Like countless others, as a brand new Christian, a teenager, in 1969 I heard the story of the five missionaries murdered in Ecuador January 8, 1956: Nate Saint, Jim Elliot, Ed McCully, Roger Youderian and Pete Fleming. It helped shaped my view of being sold out to Christ, and has been a reference point all my life.
It has also been the single greatest missions recruiting event since the days of the apostles. It has resulted in not just hundreds, but untold thousands of missionaries going out to countries all over the globe. The sacrifices of those dear families have benefited innumerable people groups. After we’ve been in Heaven 5,000 years I expect we’ll still be meeting people who came to Christ because someone became a missionary as a result of this event.
I have on my desk in front of me the January 30, 1956 Life magazine that captured the world’s imagination concerning the five martyrs and their widows and children. January will be the 50th anniversary of the killings. I pray that the documentary and the movie will both give this story to a new generation. Even among evangelical churches, every year there are more people who do not know what happened on that jungle beach. This great story is gradually being lost to successive generations, and now is the opportunity for its revival.
Through Gates of Splendor was the title of Elizabeth Elliot’s book that told the story long ago. A documentary narrated by her had the same name.
An outstanding 40-minute documentary, Beyond the Gates of Splendor, can be watched at home or by churches or groups. It has interviews with a number of the tribespeople who were there, and with all five of the widows. It was filmed just in time since Marylou McCulley (wife of Ed McCully) and Marge Saint (wife of Nate Saint) have gone home with the Lord, and Elisabeth Elliot’s niece (who lives nearby) told me that her “Aunt Betty” is no longer in condition to give an interview.

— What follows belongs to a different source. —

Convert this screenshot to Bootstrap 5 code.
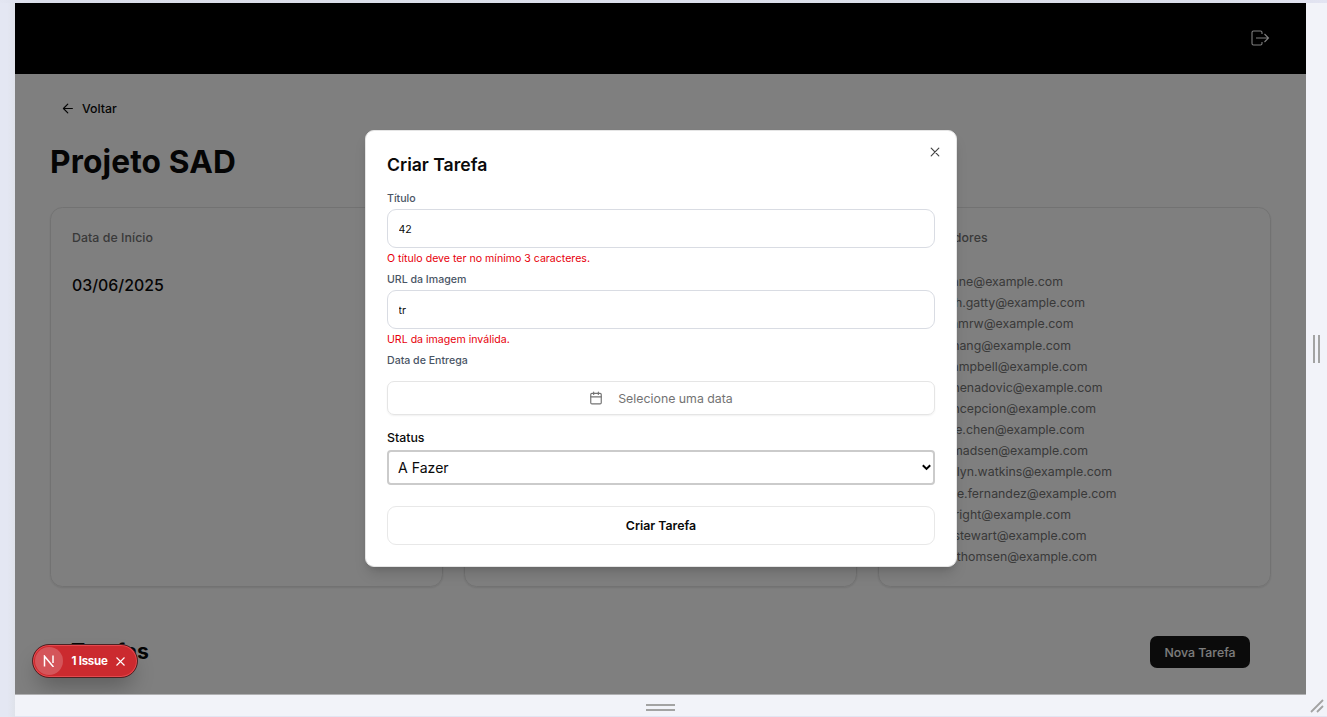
<!DOCTYPE html>
<html lang="pt-BR">
<head>
<meta charset="utf-8">
<meta name="viewport" content="width=device-width, initial-scale=1">
<title>Projeto SAD</title>
<link href="https://cdn.jsdelivr.net/npm/bootstrap@5.3.0/dist/css/bootstrap.min.css" rel="stylesheet">
<style>
body{font-family:Inter,"Liberation Sans",sans-serif;font-size:12.34px;line-height:21px;color:#0a0a0a;background:#f2f3f9;overflow:hidden}
.stage{width:1327px;height:717px;display:grid;grid-template:3px 691px 23px/15px 1291px 21px;border-bottom:1px solid #e2e5f2}
.top-edge{grid-column:1/4;background:linear-gradient(90deg,#e3e6f2,#dadde9 3%,#dcdfeb 50%,#dadde9 92%,#e3e4f2)}
.left-edge{grid-row:2/4;background:linear-gradient(90deg,#e4e7f3 50%,#dfe2ea)}
.viewport{background:#fff;box-shadow:0 1px 0 #b0b0b2}
.topbar{height:71px;background:#000;padding:0 36px 2px 0;color:#fff}
.dim{inset:0;background:rgba(0,0,0,.5)}
.page-body{padding:24px 35px 0}
.back{height:21px;padding-left:11px;gap:8px;font-weight:500}
h1{font-size:31.7px;font-weight:700;line-height:40px;margin:23px 0 25px;letter-spacing:.004em}
.panels{display:grid;grid-template-columns:repeat(3,393px);gap:21px;height:380px}
.panel{border:1px solid #e5e5e5;border-radius:12.5px;box-shadow:0 1px 2px rgba(0,0,0,.1);padding:19px 21px}
.panel-title{font-weight:500;color:#737373;letter-spacing:.06px}
.date{font-size:15.87px;font-weight:500;margin-top:27px}
.mails{margin:23.2px 0 0;color:#737373}
.mails li{height:21.15px;line-height:21.15px;width:var(--end);text-align:right;white-space:nowrap}
.tasks{margin:49px 21px 0;height:32px}
.tasks h2{font-size:21.2px;font-weight:700;margin:0}
.btn-new{background:#171717;color:#fafafa;font-size:12.34px;font-weight:500;width:100px;height:32px;padding:0;border-radius:7px;border:0}
.dialog-box{left:350px;top:127px;width:592px;height:437px;border:1px solid #e5e5e5;border-radius:9px;background:#fff;padding:22px 21px;box-shadow:0 9px 14px -3px rgba(0,0,0,.15),0 4px 6px -4px rgba(0,0,0,.15)}
.dialog-box h3{font-size:17.63px;font-weight:600;line-height:24px;margin:0 0 11px}
.lbl{font-size:10.58px;font-weight:500;color:#4a5565;height:21px;line-height:21px}
.err{font-size:10.58px;color:#e7000b;height:21px}
.dialog-box .form-control{height:39px;border:1px solid #d9dce3;border-radius:9px;font-size:10.58px;padding:1px 10.5px 0;color:#0a0a0a}
.btn-date{height:34px;margin-top:10px;border:1px solid #e5e5e5;border-radius:7px;color:#737373;gap:15px;box-shadow:0 1px 2px rgba(0,0,0,.06)}
.status{font-weight:500;margin:12px 0 2px}
.picker{height:35px;border:2px solid #cbcbcb;border-radius:4px;font-size:14.1px;padding:0 2px 0 9px}
.btn-go{height:39px;margin-top:21px;border:1px solid #e8e8e8;border-radius:9px;font-weight:600}
.x-close{top:16px;right:16.5px}
.issue{left:16.5px;top:641px;width:106px;height:34px;border-radius:17px;background:#cb2a2f;border:1px solid #4a2224;box-shadow:inset 0 0 0 1px #e5484d,0 12px 22px -5px rgba(0,0,0,.3);color:#fff;font-size:11.5px;font-weight:700;padding-left:2px}
.issue-logo{width:28px;height:28px;border-radius:50%;background:#d4555a}
.issue-text{margin:0 8px 0 9px;letter-spacing:-.25px}
.grip-v{width:7px;height:28px;border:solid #a3a3a3;border-width:0 2px}
.grip-h{width:29px;height:7px;border:solid #a3a3a3;border-width:2px 0}
</style>
</head>
<body>
<div class="stage">
  <div class="top-edge"></div>
  <div class="left-edge"></div>
  <div class="viewport position-relative overflow-hidden">
    <header class="topbar d-flex align-items-center justify-content-end">
      <svg width="20" height="18" viewBox="0 0 20 18" fill="none" stroke="currentColor" stroke-width="1.1"><path d="M12 5V3.500a1.500 1.500 0 0 0-1.500-1.500H3.500A1.500 1.500 0 0 0 2 3.500v11A1.500 1.500 0 0 0 3.500 16h7a1.500 1.500 0 0 0 1.500-1.500V13M6 9h12.500M14.500 5l4 4-4 4"/></svg>
    </header>
    <main class="page-body">
      <div class="back d-flex align-items-center">
        <svg width="13" height="13" viewBox="0 0 24 24" fill="none" stroke="currentColor" stroke-width="2.200" stroke-linecap="round" stroke-linejoin="round"><path d="m12.500 20-8-8 8-8M21 12H4.500"/></svg>
        <span>Voltar</span>
      </div>
      <h1>Projeto SAD</h1>
      <div class="panels">
        <section class="panel"><div class="panel-title">Data de Início</div><div class="date">03/06/2025</div></section>
        <section class="panel"></section>
        <section class="panel"><div class="panel-title">Colaboradores</div>
          <ul class="mails list-unstyled">
            <li style="--end:163px">iane@example.com</li>
            <li style="--end:185px">nh.gatty@example.com</li>
            <li style="--end:173.500px">amrw@example.com</li>
            <li style="--end:171px">hang@example.com</li>
            <li style="--end:187.500px">ampbell@example.com</li>
            <li style="--end:202.500px">nenadovic@example.com</li>
            <li style="--end:196px">ncepcion@example.com</li>
            <li style="--end:184.500px">ie.chen@example.com</li>
            <li style="--end:188px">madsen@example.com</li>
            <li style="--end:212px">elyn.watkins@example.com</li>
            <li style="--end:216.500px">ie.fernandez@example.com</li>
            <li style="--end:171px">right@example.com</li>
            <li style="--end:186.500px">stewart@example.com</li>
            <li style="--end:197px">.thomsen@example.com</li>
          </ul>
        </section>
      </div>
      <div class="tasks d-flex align-items-center justify-content-between"><h2>Tarefas</h2><button class="btn-new">Nova Tarefa</button></div>
    </main>
    <div class="dim position-absolute"></div>
    <div class="dialog-box position-absolute" role="dialog">
      <h3>Criar Tarefa</h3>
      <svg class="x-close position-absolute" width="10" height="10" viewBox="0 0 10 10" fill="none" stroke="#444" stroke-width="1.2" stroke-linecap="round"><path d="m1.200 1.200 7.600 7.600M8.800 1.200 1.200 8.800"/></svg>
      <div class="lbl">Título</div>
      <input class="form-control" value="42">
      <div class="err">O título deve ter no mínimo 3 caracteres.</div>
      <div class="lbl">URL da Imagem</div>
      <input class="form-control" value="tr">
      <div class="err">URL da imagem inválida.</div>
      <div class="lbl">Data de Entrega</div>
      <div class="btn-date d-flex align-items-center justify-content-center">
        <svg width="14" height="14" viewBox="0 0 24 24" fill="none" stroke="currentColor" stroke-width="2" stroke-linecap="round" stroke-linejoin="round"><path d="M8 2v4M16 2v4M3 10h18"/><rect x="3" y="4" width="18" height="18" rx="2"/></svg>
        <span>Selecione uma data</span>
      </div>
      <div class="status">Status</div>
      <div class="picker d-flex align-items-center justify-content-between"><span>A Fazer</span>
        <svg width="9" height="7" viewBox="0 0 9 7" fill="none" stroke="#000" stroke-width="2"><path d="m.8 1.200 3.700 3.700 3.700-3.700"/></svg></div>
      <div class="btn-go d-flex align-items-center justify-content-center">Criar Tarefa</div>
    </div>
    <div class="issue position-absolute d-flex align-items-center">
      <span class="issue-logo d-flex align-items-center justify-content-center"><svg width="12" height="12" viewBox="0 0 12 12" fill="none" stroke="#fff" stroke-width="1.500"><path d="M1.500 11.500V1.200L10.500 12"/><path d="M10 .5v7.500"/></svg></span>
      <span class="issue-text">1 Issue</span>
      <svg width="9" height="9" viewBox="0 0 9 9" fill="none" stroke="#fff" stroke-width="1.100"><path d="m.5.5 8 8M8.500.5l-8 8"/></svg>
    </div>
  </div>
  <div class="d-flex align-items-center justify-content-center"><div class="grip-v"></div></div>
  <div class="d-flex align-items-center justify-content-center pt-1"><div class="grip-h"></div></div>
  <div class="d-flex align-items-center justify-content-center"><svg width="14" height="14" viewBox="0 0 14 14" stroke="#a3a3a3" stroke-width="1.800"><path d="M1 13 13 1M7 13l6-6"/></svg></div>
</div>
<script src="https://cdn.jsdelivr.net/npm/bootstrap@5.3.0/dist/js/bootstrap.bundle.min.js"></script>
</body>
</html>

The major movie, which was released in theaters, is called End of the Spear. I read and endorsed a book of the same title written by Steve Saint. It’s fascinating, filling in the gaps in the original story and also telling the incredible story that’s happened since then, in which many of the tribe that killed the missionaries have come to Christ. (And in the Afterword there is a stunning revelation, which also comes out in the movie. I won’t spoil it, but it’s powerful and will grip your heart.)

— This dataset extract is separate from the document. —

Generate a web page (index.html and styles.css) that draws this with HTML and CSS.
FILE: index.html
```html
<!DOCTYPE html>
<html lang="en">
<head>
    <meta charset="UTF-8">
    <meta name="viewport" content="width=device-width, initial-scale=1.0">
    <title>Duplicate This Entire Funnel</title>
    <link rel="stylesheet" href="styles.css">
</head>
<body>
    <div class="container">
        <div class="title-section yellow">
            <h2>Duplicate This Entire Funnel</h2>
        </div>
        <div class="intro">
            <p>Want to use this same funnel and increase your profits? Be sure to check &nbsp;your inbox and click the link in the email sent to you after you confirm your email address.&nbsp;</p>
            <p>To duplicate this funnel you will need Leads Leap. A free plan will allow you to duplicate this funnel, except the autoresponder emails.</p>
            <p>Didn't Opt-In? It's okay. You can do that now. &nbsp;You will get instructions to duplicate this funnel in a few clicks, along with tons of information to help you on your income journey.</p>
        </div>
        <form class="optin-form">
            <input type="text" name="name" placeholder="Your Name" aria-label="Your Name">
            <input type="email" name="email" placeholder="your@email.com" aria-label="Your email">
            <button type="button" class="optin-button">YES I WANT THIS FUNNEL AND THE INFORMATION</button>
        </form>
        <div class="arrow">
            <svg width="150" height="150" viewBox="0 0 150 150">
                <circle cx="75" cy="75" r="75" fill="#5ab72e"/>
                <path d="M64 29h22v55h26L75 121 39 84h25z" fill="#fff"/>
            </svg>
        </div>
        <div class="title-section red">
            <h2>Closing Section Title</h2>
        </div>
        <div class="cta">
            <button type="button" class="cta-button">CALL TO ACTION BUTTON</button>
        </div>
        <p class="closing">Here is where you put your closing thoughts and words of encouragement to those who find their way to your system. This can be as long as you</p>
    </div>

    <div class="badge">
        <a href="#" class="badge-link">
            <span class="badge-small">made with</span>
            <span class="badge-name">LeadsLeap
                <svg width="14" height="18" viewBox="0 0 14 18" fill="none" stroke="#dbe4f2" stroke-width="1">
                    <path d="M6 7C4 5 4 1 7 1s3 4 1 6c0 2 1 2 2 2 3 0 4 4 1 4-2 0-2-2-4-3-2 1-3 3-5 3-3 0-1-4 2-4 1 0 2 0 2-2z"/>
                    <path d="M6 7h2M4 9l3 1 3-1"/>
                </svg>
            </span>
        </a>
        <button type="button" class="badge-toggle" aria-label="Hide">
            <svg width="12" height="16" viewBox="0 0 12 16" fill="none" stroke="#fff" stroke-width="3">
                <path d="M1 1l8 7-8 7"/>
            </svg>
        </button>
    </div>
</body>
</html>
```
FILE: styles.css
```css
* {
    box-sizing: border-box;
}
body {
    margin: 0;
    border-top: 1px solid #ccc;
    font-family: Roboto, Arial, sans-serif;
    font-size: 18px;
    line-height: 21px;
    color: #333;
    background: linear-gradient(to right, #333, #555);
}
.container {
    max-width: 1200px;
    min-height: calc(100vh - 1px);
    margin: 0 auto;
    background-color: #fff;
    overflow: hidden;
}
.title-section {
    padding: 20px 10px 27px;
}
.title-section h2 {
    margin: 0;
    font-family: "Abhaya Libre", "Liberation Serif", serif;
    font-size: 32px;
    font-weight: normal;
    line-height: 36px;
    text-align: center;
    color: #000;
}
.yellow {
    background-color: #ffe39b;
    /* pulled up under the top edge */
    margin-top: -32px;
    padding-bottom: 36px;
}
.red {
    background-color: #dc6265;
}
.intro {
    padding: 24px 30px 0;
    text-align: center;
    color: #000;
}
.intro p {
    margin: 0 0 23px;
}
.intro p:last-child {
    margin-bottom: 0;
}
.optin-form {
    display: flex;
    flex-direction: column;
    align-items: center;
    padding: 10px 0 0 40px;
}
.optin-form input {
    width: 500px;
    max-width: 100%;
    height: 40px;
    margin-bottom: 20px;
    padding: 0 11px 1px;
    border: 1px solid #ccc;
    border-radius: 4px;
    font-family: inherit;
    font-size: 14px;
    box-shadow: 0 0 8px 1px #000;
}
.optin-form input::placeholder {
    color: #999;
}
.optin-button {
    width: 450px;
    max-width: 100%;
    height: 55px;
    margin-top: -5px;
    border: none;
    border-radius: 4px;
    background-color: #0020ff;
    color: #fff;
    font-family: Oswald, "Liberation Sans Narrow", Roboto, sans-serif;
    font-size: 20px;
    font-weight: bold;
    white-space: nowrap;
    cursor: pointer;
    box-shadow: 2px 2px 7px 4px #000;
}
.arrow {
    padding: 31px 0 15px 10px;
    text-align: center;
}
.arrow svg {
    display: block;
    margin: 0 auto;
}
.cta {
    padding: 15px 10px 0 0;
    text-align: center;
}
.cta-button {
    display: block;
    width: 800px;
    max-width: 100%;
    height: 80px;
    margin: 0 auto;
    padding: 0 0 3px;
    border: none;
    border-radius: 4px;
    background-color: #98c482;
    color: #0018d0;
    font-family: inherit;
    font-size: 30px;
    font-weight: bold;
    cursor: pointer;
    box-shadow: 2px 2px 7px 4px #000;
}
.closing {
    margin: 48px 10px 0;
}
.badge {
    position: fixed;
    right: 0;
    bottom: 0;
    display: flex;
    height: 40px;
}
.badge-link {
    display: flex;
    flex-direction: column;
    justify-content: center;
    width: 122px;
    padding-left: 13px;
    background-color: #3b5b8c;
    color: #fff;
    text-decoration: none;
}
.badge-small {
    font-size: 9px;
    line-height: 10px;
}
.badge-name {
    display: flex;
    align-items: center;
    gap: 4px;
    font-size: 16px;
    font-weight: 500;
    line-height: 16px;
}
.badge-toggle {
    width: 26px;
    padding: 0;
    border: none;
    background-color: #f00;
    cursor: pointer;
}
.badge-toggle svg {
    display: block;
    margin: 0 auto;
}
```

Had the missionaries not come to this tribe, and Rachel Saint, Nate’s sister and Betty Elliot and her little girl, Valerie, not followed up by bravely going to the killers of their loved ones, their entire culture would have died. They were, according to sociologists, the most violent people group in documented history. 60% of their males died as a result of spearing, children were buried alive with their fathers, etc.
Of all the people I’ve met and spent time with, one I felt the most privileged to meet was Mincaye (also spelled Mincayani), who is the central figure of the movie The End of the Spear. (It was Steve Saint’s desire to tell the story not just from the missionaries’ perspective, but from the inside, what was going on with the tribe, and why they did what they did.)

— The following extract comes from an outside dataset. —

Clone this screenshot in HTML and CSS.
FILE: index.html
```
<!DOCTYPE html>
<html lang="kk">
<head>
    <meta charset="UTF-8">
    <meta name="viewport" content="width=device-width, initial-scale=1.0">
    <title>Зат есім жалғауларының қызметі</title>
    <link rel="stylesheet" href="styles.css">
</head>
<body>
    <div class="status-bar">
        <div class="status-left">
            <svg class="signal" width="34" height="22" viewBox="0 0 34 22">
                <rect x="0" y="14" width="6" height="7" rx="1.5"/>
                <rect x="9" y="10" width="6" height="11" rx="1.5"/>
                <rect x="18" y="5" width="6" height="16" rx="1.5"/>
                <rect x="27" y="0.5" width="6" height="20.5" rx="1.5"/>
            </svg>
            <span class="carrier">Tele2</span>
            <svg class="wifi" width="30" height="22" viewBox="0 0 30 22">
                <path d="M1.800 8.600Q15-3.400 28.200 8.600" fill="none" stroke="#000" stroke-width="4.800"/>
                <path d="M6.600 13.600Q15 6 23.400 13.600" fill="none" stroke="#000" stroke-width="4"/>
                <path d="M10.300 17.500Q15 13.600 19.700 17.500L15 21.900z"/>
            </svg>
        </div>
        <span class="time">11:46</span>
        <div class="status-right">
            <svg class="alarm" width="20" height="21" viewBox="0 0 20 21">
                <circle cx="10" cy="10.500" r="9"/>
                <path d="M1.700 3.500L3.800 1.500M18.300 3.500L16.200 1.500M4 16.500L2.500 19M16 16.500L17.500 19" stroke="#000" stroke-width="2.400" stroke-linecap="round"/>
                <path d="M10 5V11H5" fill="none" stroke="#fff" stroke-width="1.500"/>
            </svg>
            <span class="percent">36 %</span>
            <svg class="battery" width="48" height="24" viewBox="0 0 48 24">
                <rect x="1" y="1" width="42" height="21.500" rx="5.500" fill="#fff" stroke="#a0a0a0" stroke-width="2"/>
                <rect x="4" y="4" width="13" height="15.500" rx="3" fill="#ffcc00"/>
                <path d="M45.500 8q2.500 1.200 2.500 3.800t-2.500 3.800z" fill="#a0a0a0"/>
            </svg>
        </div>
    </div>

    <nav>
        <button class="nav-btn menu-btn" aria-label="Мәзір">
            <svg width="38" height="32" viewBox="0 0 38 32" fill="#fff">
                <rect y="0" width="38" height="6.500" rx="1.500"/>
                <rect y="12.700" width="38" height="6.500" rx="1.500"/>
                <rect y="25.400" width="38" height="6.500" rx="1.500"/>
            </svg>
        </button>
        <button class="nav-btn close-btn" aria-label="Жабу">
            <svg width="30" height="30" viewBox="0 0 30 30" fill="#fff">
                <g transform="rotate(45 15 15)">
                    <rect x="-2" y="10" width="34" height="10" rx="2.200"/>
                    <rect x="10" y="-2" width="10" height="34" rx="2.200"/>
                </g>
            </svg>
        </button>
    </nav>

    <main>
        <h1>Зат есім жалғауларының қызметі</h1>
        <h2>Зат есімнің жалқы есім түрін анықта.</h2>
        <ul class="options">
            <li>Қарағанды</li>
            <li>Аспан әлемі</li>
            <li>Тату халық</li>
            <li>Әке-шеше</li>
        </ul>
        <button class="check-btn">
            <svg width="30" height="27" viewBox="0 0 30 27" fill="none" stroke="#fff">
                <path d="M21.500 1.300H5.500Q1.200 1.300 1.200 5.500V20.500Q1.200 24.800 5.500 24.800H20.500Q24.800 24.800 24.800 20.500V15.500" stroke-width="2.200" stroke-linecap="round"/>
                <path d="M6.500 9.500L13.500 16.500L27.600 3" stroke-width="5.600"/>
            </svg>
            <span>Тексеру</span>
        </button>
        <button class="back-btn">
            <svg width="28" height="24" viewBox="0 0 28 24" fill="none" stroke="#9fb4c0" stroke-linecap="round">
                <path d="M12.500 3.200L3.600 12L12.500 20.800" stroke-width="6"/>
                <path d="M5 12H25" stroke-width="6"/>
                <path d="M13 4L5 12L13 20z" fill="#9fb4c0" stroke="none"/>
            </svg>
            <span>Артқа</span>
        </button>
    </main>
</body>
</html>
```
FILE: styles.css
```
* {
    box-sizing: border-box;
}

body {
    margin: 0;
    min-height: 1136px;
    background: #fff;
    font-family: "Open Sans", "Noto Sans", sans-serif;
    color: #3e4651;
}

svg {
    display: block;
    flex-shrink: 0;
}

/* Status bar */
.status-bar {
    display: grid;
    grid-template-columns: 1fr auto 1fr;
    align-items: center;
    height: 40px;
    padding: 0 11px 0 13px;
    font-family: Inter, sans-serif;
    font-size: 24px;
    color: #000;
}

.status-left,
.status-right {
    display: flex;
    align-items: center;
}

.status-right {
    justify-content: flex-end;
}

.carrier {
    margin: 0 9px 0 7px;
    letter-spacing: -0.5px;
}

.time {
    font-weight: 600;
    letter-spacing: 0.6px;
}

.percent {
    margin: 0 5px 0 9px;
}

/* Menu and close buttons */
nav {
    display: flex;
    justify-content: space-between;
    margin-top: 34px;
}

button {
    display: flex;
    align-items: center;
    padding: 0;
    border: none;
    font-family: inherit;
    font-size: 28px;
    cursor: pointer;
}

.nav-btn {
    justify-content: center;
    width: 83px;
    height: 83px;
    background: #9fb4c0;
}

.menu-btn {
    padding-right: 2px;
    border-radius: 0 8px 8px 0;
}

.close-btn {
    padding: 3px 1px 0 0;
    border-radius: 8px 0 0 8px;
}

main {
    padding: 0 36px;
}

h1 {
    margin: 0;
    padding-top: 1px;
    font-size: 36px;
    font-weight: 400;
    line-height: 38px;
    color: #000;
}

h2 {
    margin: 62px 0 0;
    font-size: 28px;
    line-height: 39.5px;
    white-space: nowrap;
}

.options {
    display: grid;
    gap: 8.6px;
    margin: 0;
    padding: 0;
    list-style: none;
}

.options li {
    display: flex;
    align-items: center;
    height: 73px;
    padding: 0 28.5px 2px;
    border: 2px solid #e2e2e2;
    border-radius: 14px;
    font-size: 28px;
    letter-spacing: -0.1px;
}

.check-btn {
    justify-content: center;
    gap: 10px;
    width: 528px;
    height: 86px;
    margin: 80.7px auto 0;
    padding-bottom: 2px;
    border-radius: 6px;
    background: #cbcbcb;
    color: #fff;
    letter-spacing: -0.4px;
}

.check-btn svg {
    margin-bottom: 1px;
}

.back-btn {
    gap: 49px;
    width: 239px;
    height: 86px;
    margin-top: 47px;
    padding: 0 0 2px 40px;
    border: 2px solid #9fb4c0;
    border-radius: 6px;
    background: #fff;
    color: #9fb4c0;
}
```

I saw an advance preview of The End of the Spear. I thought it was great. It deliberately stays low key, as it tries to reach a secular audience and not be a Billy Graham film (which is NOT to say those films haven’t been greatly used of the Lord—they have—only that it’s a different strategy). But there is no doubt why the missionaries are there and why they are taking these risks.
When Steve Saint, knowing the missionaries have guns, asks his dad what they will do if the Aucas attack them, Nate explains, “We won’t shoot them; we are ready to go to Heaven. They’re not.”
Later Mincaye is plagued by the fact that he knows the men could have killed them with their guns, but didn’t. It makes no sense to him, and no outsider knows their language to explain. Finally Mincaye, the Waodani warrior (known to the world as “Aucas,” meaning “naked savages”) meets a woman who grew up in his tribe but now is a Christian, and knows the missionaries. He asks her why the foreigners did not shoot them when they attacked them with the spears. She says something like “because they believe God has a Son, and His Son became one of us, and when He was speared by us, He would not spear back.” At this point I was bawling.
Though this was not be a blockbuster like The Lion, the Witch and the Wardrobe, it was a major motion picture release. I think many people will find it very moving and satisfying, and a tremendous bridge to the gospel. (It is also extremely respectful to this people group, breaking what some see as the missions stereotype of white Christians being good and brilliant and natives being evil and stupid).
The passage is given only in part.